Without time there would be no interactions, therefore no way for anything to test if anything else exists, nor to even test; full stop. So would anything exist?
I'm not too keen on time being considered another dimension, somehow on a par with the spatial dimensions. It certainly makes for elegant mathematics. But then again you can consider colour to be a three dimensional entity if you like (3 intensities RBG), it makes nice maths and any colour can then be positioned in a 3 dimensional "space", but noone seriously believes that colour is in any way an actual space that you could walk into.
Also note the imaginary factor in the definition of time in relativity. It is really quite different to the spatial dimensions.

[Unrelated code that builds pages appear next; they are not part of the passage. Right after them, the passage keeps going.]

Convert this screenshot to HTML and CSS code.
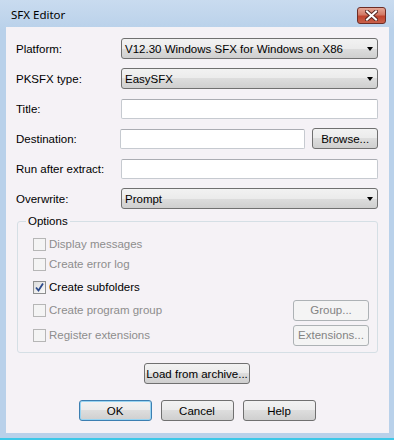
FILE: index.html
```html
<!DOCTYPE html>
<html lang="en">
<head>
    <meta charset="UTF-8">
    <title>SFX Editor</title>

    <link rel="stylesheet" href="styles.css">
</head>
<body>
<div class="window">
    <div class="titlebar">
        <span class="title">SFX Editor</span>
        <div class="close">
            <svg width="13" height="11" viewBox="0 0 13 11">
                <path d="M2 1.5 L11 9.5 M11 1.5 L2 9.5" stroke="#5a2a24" stroke-width="4" stroke-linecap="square"/>
                <path d="M2 1.5 L11 9.5 M11 1.5 L2 9.5" stroke="#ffffff" stroke-width="2" stroke-linecap="square"/>
            </svg>
        </div>
    </div>

    <div class="client">
        <div class="row">
            <label>Platform:</label>
            <div class="combo">V12.30 Windows SFX for Windows on X86<span class="arrow"></span></div>
        </div>

        <div class="row">
            <label>PKSFX type:</label>
            <div class="combo">EasySFX<span class="arrow"></span></div>
        </div>

        <div class="row">
            <label>Title:</label>
            <div class="edit"></div>
        </div>

        <div class="row">
            <label>Destination:</label>
            <div class="edit short"></div>
            <div class="btn browse">Browse...</div>
        </div>

        <div class="row">
            <label>Run after extract:</label>
            <div class="edit"></div>
        </div>

        <div class="row">
            <label>Overwrite:</label>
            <div class="combo">Prompt<span class="arrow"></span></div>
        </div>

        <fieldset class="options">
            <legend>Options</legend>

            <div class="check-row r1">
                <span class="box"></span><span class="disabled">Display messages</span>
            </div>
            <div class="check-row r2">
                <span class="box"></span><span class="disabled">Create error log</span>
            </div>
            <div class="check-row r3">
                <span class="box on">
                    <svg width="11" height="11" viewBox="0 0 11 11">
                        <path d="M2 5.5 L4.5 8.5 L9 1.5" fill="none" stroke="#2c4a8c" stroke-width="1.8"/>
                    </svg>
                </span><span>Create subfolders</span>
            </div>
            <div class="check-row r4">
                <span class="box"></span><span class="disabled">Create program group</span>
                <div class="btn off side">Group...</div>
            </div>
            <div class="check-row r5">
                <span class="box"></span><span class="disabled">Register extensions</span>
                <div class="btn off side">Extensions...</div>
            </div>
        </fieldset>

        <div class="load">
            <div class="btn">Load from archive...</div>
        </div>

        <div class="actions">
            <div class="btn wide default">OK</div>
            <div class="btn wide">Cancel</div>
            <div class="btn wide">Help</div>
        </div>
    </div>
</div>
</body>
</html>
```

FILE: styles.css
```css
body {
    margin: 0;
    font-family: "Liberation Sans", Arial, sans-serif;
    font-size: 11.5px;
    color: #000;
    background: #b9d1ea;
}

.window {
    width: 394px;
    height: 440px;
    display: flex;
    flex-direction: column;
    background: linear-gradient(#c9dbef, #b9d1ea 30px);
    border-bottom: 2px solid #3cc8e8;
    box-sizing: border-box;
}

.titlebar {
    height: 27px;
    display: flex;
    align-items: flex-start;
    justify-content: space-between;
    padding: 0 8px 0 11px;
}

.title {
    font-family: "Noto Sans", sans-serif;
    font-size: 11.5px;
    margin-top: 7px;
    line-height: 16px;
}

.close {
    width: 27px;
    height: 15px;
    margin-top: 7px;
    border: 1px solid #6d2d26;
    border-radius: 3px;
    background: linear-gradient(#e5a695, #d27a66 45%, #c0432d 55%, #c9604a);
    display: flex;
    align-items: center;
    justify-content: center;
}

.close svg {
    display: block;
}

.client {
    margin: 0 5px 0 6px;
    height: 406px;
    background: #f5f2f6;
    padding: 11px 11px 0 10px;
    box-sizing: border-box;
}

.row {
    display: flex;
    align-items: center;
    height: 21px;
    margin-bottom: 9px;
}

.row > label {
    width: 105px;
}

.combo {
    flex: 1;
    height: 21px;
    box-sizing: border-box;
    border: 1px solid #707070;
    border-radius: 3px;
    background: linear-gradient(#f2f2f2, #ebebeb 50%, #dddddd 50%, #cfcfcf);
    padding-left: 3px;
    display: flex;
    align-items: center;
    justify-content: space-between;
    padding-right: 4px;
}

.arrow {
    width: 0;
    height: 0;
    border-left: 3.5px solid transparent;
    border-right: 3.5px solid transparent;
    border-top: 4px solid #000;
}

.edit {
    flex: 1;
    height: 20px;
    box-sizing: border-box;
    background: #fff;
    border: 1px solid #c6cad0;
    border-top-color: #abadb3;
    border-radius: 2px;
}

.edit.short {
    flex: none;
    width: 185px;
}

.btn {
    height: 21px;
    box-sizing: border-box;
    border: 1px solid #707070;
    border-radius: 3px;
    background: linear-gradient(#f2f2f2, #ebebeb 50%, #dddddd 50%, #cfcfcf);
    display: flex;
    align-items: center;
    justify-content: center;
    padding: 0 4px;
    white-space: nowrap;
}

.browse {
    width: 66px;
    margin-left: 7px;
}

.btn.off {
    border-color: #adb2b5;
    background: #f4f4f4;
    color: #838383;
}

.options {
    margin: -3px 0 0 1px;
    padding: 0 8px 7px 15px;
    border: 1px solid #d5dfe5;
    border-radius: 3px;
    width: 361px;
    box-sizing: border-box;
}

.options legend {
    padding: 0 2px;
    margin-left: -7px;
    line-height: 13px;
}

.check-row {
    display: flex;
    align-items: center;
    height: 20px;
}

.r1 { margin-top: 6px; }
.r2 { margin-top: 0; }
.r3 { margin-top: 3px; }
.r4 { margin-top: 3px; }
.r5 { margin-top: 5px; }

.box {
    width: 13px;
    height: 13px;
    box-sizing: border-box;
    border: 1px solid #b6b6b6;
    background: #f4f4f4;
    margin-right: 3px;
    display: flex;
    align-items: center;
    justify-content: center;
}

.box.on {
    border-color: #8e8f8f;
    background: linear-gradient(135deg, #dcdcdc, #fbfbfb);
}

.disabled {
    color: #8d8d8d;
}

.side {
    margin-left: auto;
    width: 76px;
}

.load {
    display: flex;
    justify-content: center;
    margin-top: 10px;
}

.load .btn {
    width: 106px;
}

.actions {
    display: flex;
    justify-content: center;
    gap: 9px;
    margin-top: 16px;
}

.btn.wide {
    width: 73px;
}

.btn.default {
    border-color: #3c7fb1;
    box-shadow: inset 0 0 0 1px #98d4f2;
}
```
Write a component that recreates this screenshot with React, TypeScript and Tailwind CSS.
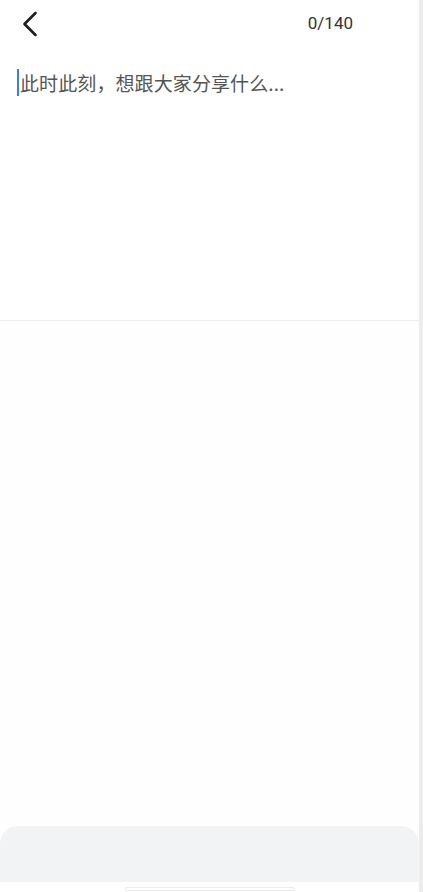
export default function App() {
  return (
    <div className="flex h-[892px] w-[423px] bg-white font-['Roboto','Noto_Sans_CJK_SC',sans-serif]">
      <div className="flex w-[419px] flex-col">
        {/* top bar */}
        <header className="flex h-[47px] items-center justify-between pl-[14px] pr-[66px]">
          <button className="flex h-8 w-8 items-center justify-center" aria-label="back">
            <svg width="18" height="26" viewBox="0 0 18 26" fill="none">
              <path
                d="M14.5 2 L3.5 13 L14.5 24"
                stroke="#1f1f1f"
                strokeWidth="2.7"
                strokeLinecap="round"
                strokeLinejoin="round"
              />
            </svg>
          </button>
          <span className="text-[17px] text-[#333]">0/140</span>
        </header>

        {/* editor */}
        <section className="h-[274px] border-b border-[#efefef] pl-[17px] pt-[22px]">
          <div className="flex items-center">
            <span className="h-[27px] w-[2px] bg-[#3a7bf0]" />
            <span className="pl-[1px] text-[19px] leading-[27px] tracking-[0.1px] text-[#555] font-['Noto_Sans_CJK_SC',sans-serif]">
              此时此刻，想跟大家分享什么...
            </span>
          </div>
        </section>

        <div className="flex-1 bg-[#fefefe]" />

        {/* toolbar panel */}
        <div className="h-[56px] rounded-t-[18px] bg-[#f2f3f5]" />

        {/* home indicator */}
        <div className="flex h-[10px] items-start justify-center bg-white pt-[5px]">
          <div className="h-[4px] w-[170px] rounded-full border border-[#ececec]" />
        </div>
      </div>
      <div className="w-[4px] bg-[#ececec]" />
    </div>
  );
}
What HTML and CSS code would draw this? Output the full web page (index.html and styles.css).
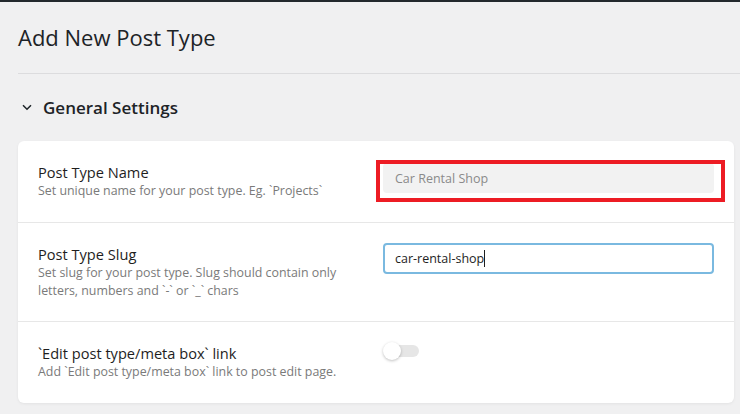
FILE: index.html
```html
<!DOCTYPE html>
<html>
<head>
<meta charset="utf-8">
<link rel="stylesheet" href="styles.css">
</head>
<body>
<div class="topbar"></div>
<main class="wrap">
  <h1 class="page-title">Add New Post Type</h1>
  <div class="section-head">
    <svg class="chev" width="10" height="7" viewBox="0 0 10 7"><polyline points="1,1.2 5,5.2 9,1.2" fill="none" stroke="#1d2327" stroke-width="1.5"/></svg>
    <span>General Settings</span>
  </div>
  <section class="card">
    <div class="row row-name">
      <div class="info">
        <div class="label">Post Type Name</div>
        <div class="desc">Set unique name for your post type. Eg. `Projects`</div>
      </div>
      <div class="control">
        <div class="input disabled">Car Rental Shop</div>
        <div class="highlight"></div>
      </div>
    </div>
    <div class="row row-slug">
      <div class="info">
        <div class="label">Post Type Slug</div>
        <div class="desc">Set slug for your post type. Slug should contain only letters, numbers and `-` or `_` chars</div>
      </div>
      <div class="control">
        <div class="input focused">car-rental-shop<span class="caret"></span></div>
      </div>
    </div>
    <div class="row row-link">
      <div class="info">
        <div class="label">`Edit post type/meta box` link</div>
        <div class="desc">Add `Edit post type/meta box` link to post edit page.</div>
      </div>
      <div class="control">
        <div class="toggle"><span class="track"></span><span class="knob"></span></div>
      </div>
    </div>
  </section>
</main>
</body>
</html>
```
FILE: styles.css
```css
* { box-sizing: border-box; }
html, body { margin: 0; padding: 0; }
body {
  background: #f0f0f1;
  font-family: "Open Sans", "Noto Sans", sans-serif;
  color: #1d2327;
  width: 740px;
  height: 414px;
  overflow: hidden;
}
.topbar { height: 2px; background: #23282d; }
.wrap { padding: 0 0 0 18px; }
.page-title {
  margin: 0;
  padding: 21px 0 0;
  height: 72px;
  font-size: 22px;
  font-weight: 400;
  line-height: 28px;
  border-bottom: 1px solid #dcdcde;
  color: #1d2327;
}
.section-head {
  display: flex;
  align-items: center;
  gap: 11px;
  height: 67px;
  padding-left: 4px;
  font-size: 17px;
  font-weight: 600;
  color: #1d2327;
}
.chev { flex: none; }
.card {
  width: 716px;
  background: #fff;
  border-radius: 6px;
  box-shadow: 0 1px 3px rgba(0,0,0,0.06);
}
.row {
  display: grid;
  grid-template-columns: 1fr 1fr;
  column-gap: 14px;
  padding: 21px 20px 22px;
  border-top: 1px solid #e7e7e7;
}
.row-name { border-top: 0; }
.row-slug { padding-bottom: 21px; }
.label {
  font-size: 14.6px;
  line-height: 20px;
  color: #1e1e1e;
}
.desc {
  font-size: 12.4px;
  line-height: 18px;
  color: #7a7a7a;
}
.control { position: relative; }
.row-name .control { padding-top: 1px; }
.row-slug .control { margin-top: -1px; }
.input {
  height: 30px;
  border-radius: 4px;
  padding: 0 12px;
  font-size: 12.5px;
  display: flex;
  align-items: center;
}
.input.disabled {
  background: #f2f2f2;
  color: #8a8a8a;
}
.highlight {
  position: absolute;
  left: -7px;
  top: -2px;
  width: 349px;
  height: 42px;
  border: 4px solid #ed1c24;
}
.input.focused {
  border: 2px solid #7ab9e0;
  height: 31px;
  padding: 0 10px;
  color: #1e1e1e;
}
.caret { display: inline-block; width: 1px; height: 17px; background: #1e1e1e; }
.toggle { position: relative; width: 40px; height: 20px; margin-top: -2px; }
.track {
  position: absolute; left: 7px; top: 4px; width: 29px; height: 12px;
  background: #e6e6e6; border-radius: 6px;
}
.knob {
  position: absolute; left: 0; top: 1px; width: 18px; height: 18px;
  background: #fff; border-radius: 50%;
  box-shadow: 0 1px 3px rgba(0,0,0,0.25);
}
```
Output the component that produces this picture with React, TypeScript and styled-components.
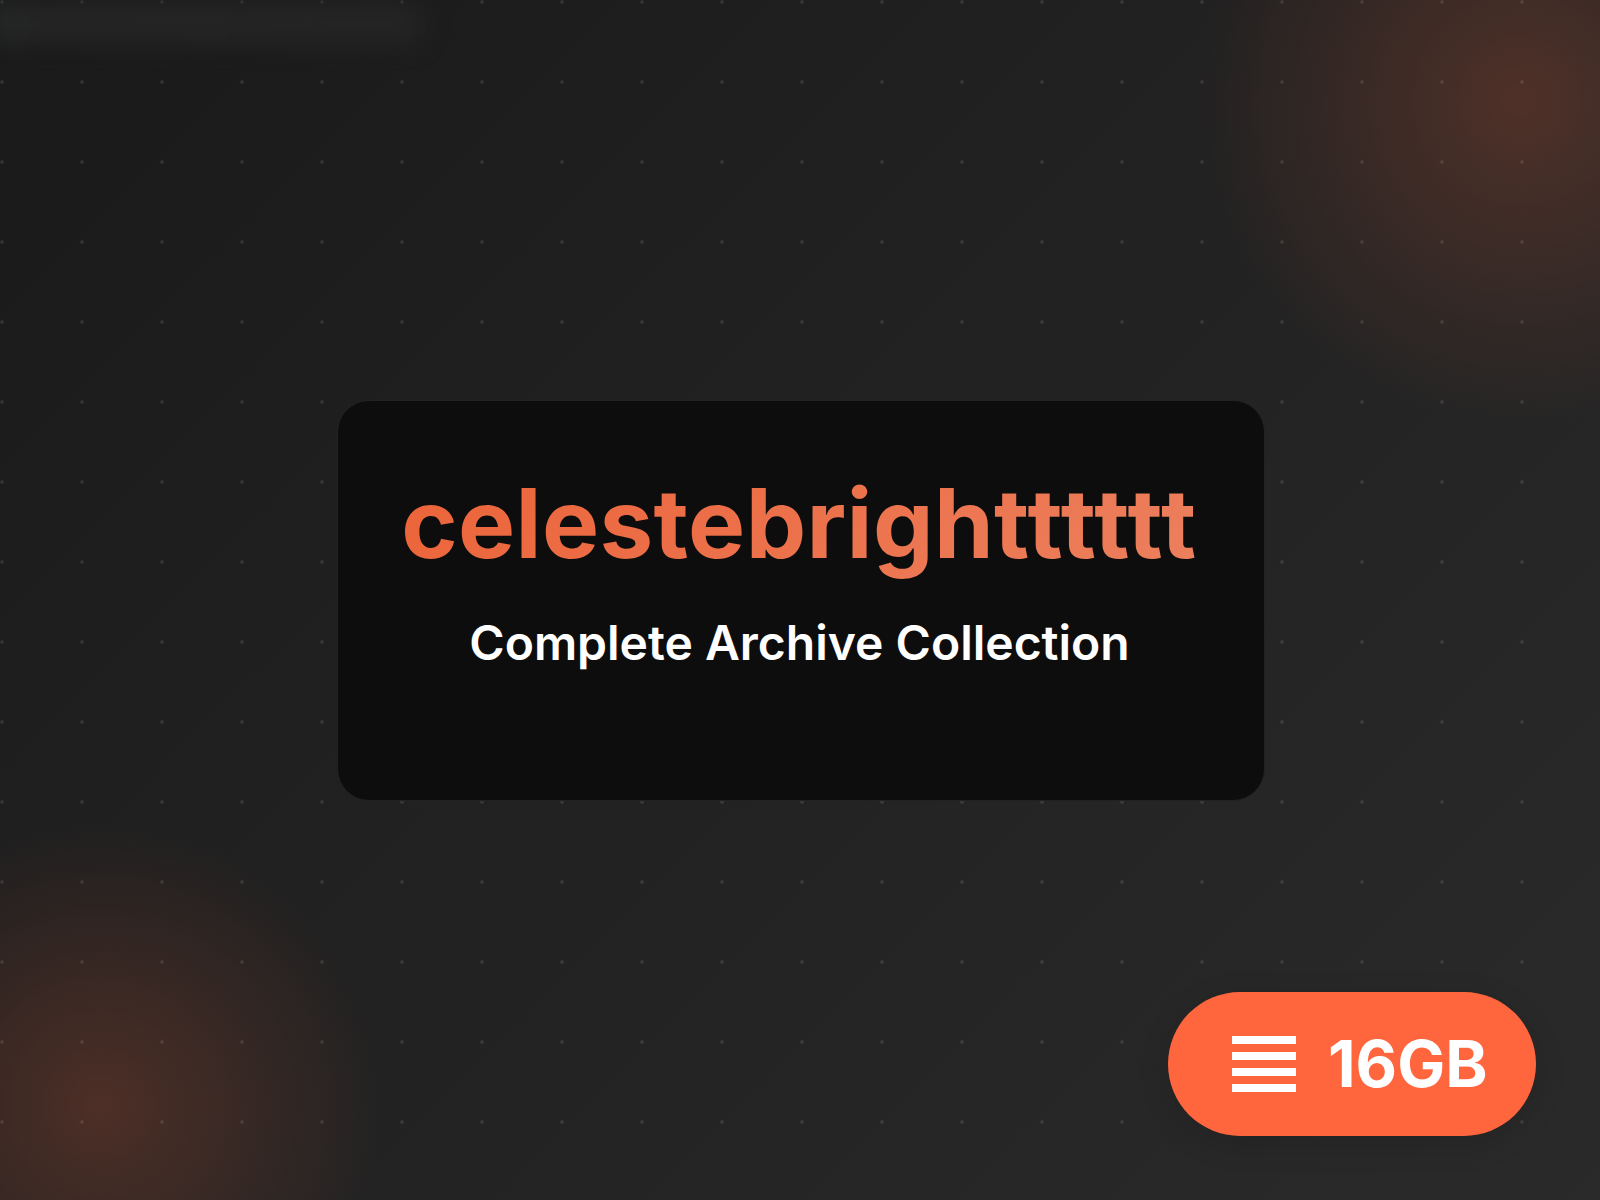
import React from "react";
import styled, { createGlobalStyle } from "styled-components";

const Global = createGlobalStyle`
  html, body { margin: 0; padding: 0; background: #1a1a1a; }
  #root { width: 1600px; height: 1200px; }
`;

const Page = styled.main`
  position: relative;
  width: 1600px;
  height: 1200px;
  overflow: hidden;
  display: flex;
  align-items: center;
  justify-content: center;
  font-family: Inter, "Liberation Sans", sans-serif;
  background: linear-gradient(135deg, #1a1a1a 0%, #2a2a2a 100%);
`;

const Glow = styled.div<{ $corner: "top" | "bottom" }>`
  position: absolute;
  ${(p) =>
    p.$corner === "top"
      ? "width: 920px; height: 920px; left: 1060px; top: -360px;"
      : "width: 800px; height: 800px; left: -300px; top: 705px;"}
  background: radial-gradient(circle, rgba(255, 102, 61, 0.2) 0%, rgba(255, 102, 61, 0) 50%);
`;

const Dots = styled.div`
  position: absolute;
  inset: 0;
  background-image: radial-gradient(circle at 2px 2px, rgba(255, 255, 255, 0.09) 2px, transparent 0);
  background-size: 80px 80px;
`;

const BlurredStrip = styled.div`
  position: absolute;
  left: -10px;
  top: 6px;
  width: 430px;
  height: 34px;
  background: linear-gradient(90deg, #2a302d 0%, #272827 10%, #272727 100%);
  filter: blur(14px);
  opacity: 0.9;
`;

const Card = styled.section`
  position: relative;
  box-sizing: border-box;
  width: 928px;
  height: 401px;
  margin-left: 1px;
  padding: 64px 2px 0 0;
  display: flex;
  flex-direction: column;
  align-items: center;
  background: #0d0d0d;
  border: 1px solid #222222;
  border-radius: 32px;
`;

const Title = styled.h1`
  margin: 0;
  font-size: 96px;
  line-height: 116px;
  font-weight: 700;
  letter-spacing: 0.33px;
  white-space: nowrap;
  background: linear-gradient(135deg, #ff6b3d 0%, #ff8a65 100%);
  -webkit-background-clip: text;
  background-clip: text;
  color: transparent;
  opacity: 0.92;
`;

const TitleTail = styled.span`
  letter-spacing: 1.6px;
`;

const Subtitle = styled.p`
  margin: 33px 0 0;
  font-size: 48px;
  line-height: 58px;
  font-weight: 600;
  color: #ffffff;
`;

const Badge = styled.div`
  position: absolute;
  right: 64px;
  bottom: 64px;
  box-sizing: border-box;
  width: 368px;
  height: 144px;
  padding-left: 64px;
  display: flex;
  align-items: center;
  gap: 32px;
  border-radius: 72px;
  background: #ff663d;
  box-shadow: 0 8px 32px rgba(0, 0, 0, 0.12);
`;

const BadgeIcon = styled.svg`
  display: block;
  width: 64px;
  height: 56px;
  flex: none;
`;

const BadgeText = styled.span`
  font-size: 64px;
  line-height: 80px;
  font-weight: 700;
  color: #ffffff;
`;

export default function App() {
  return (
    <>
      <Global />
      <Page>
        <Glow $corner="top" />
        <Glow $corner="bottom" />
        <Dots />
        <BlurredStrip />
        <Card>
          <Title>
            celestebrigh<TitleTail>tttttt</TitleTail>
          </Title>
          <Subtitle>Complete Archive Collection</Subtitle>
        </Card>
        <Badge>
          <BadgeIcon viewBox="0 0 64 56" aria-hidden="true">
            <rect x="0" y="0" width="64" height="8" fill="#fff" />
            <rect x="0" y="16" width="64" height="8" fill="#fff" />
            <rect x="0" y="32" width="64" height="8" fill="#fff" />
            <rect x="0" y="48" width="64" height="8" fill="#fff" />
          </BadgeIcon>
          <BadgeText>16GB</BadgeText>
        </Badge>
      </Page>
    </>
  );
}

I think that the real meaning of time is lurking in the quantum world, and what we perceive as time is just as illusional as the concept of a surface; a surface originates at the quantum level even though it does not exist there, and the vast assemblage of "particles" involved gives the illusion of a flat surface to our senses.
Space and time can't be separated, that's why Einstein called them Spacetime. You need all of them to clearly define one event. You need to know where it took place and when it took place. Miss any of that information and it's pointless.
you could write it that way if you wanted, I don't think it would affect the results of any calculations. in relativity time usually _is_ the first dimension listed.
Time is not needed for a vertice in space, but it is for a point in space-time. You can have an x-coordinate, a y-coordinate, and a z-coordinate, but how do you describe something that is in motion? You need a fouth coordinate, which is time.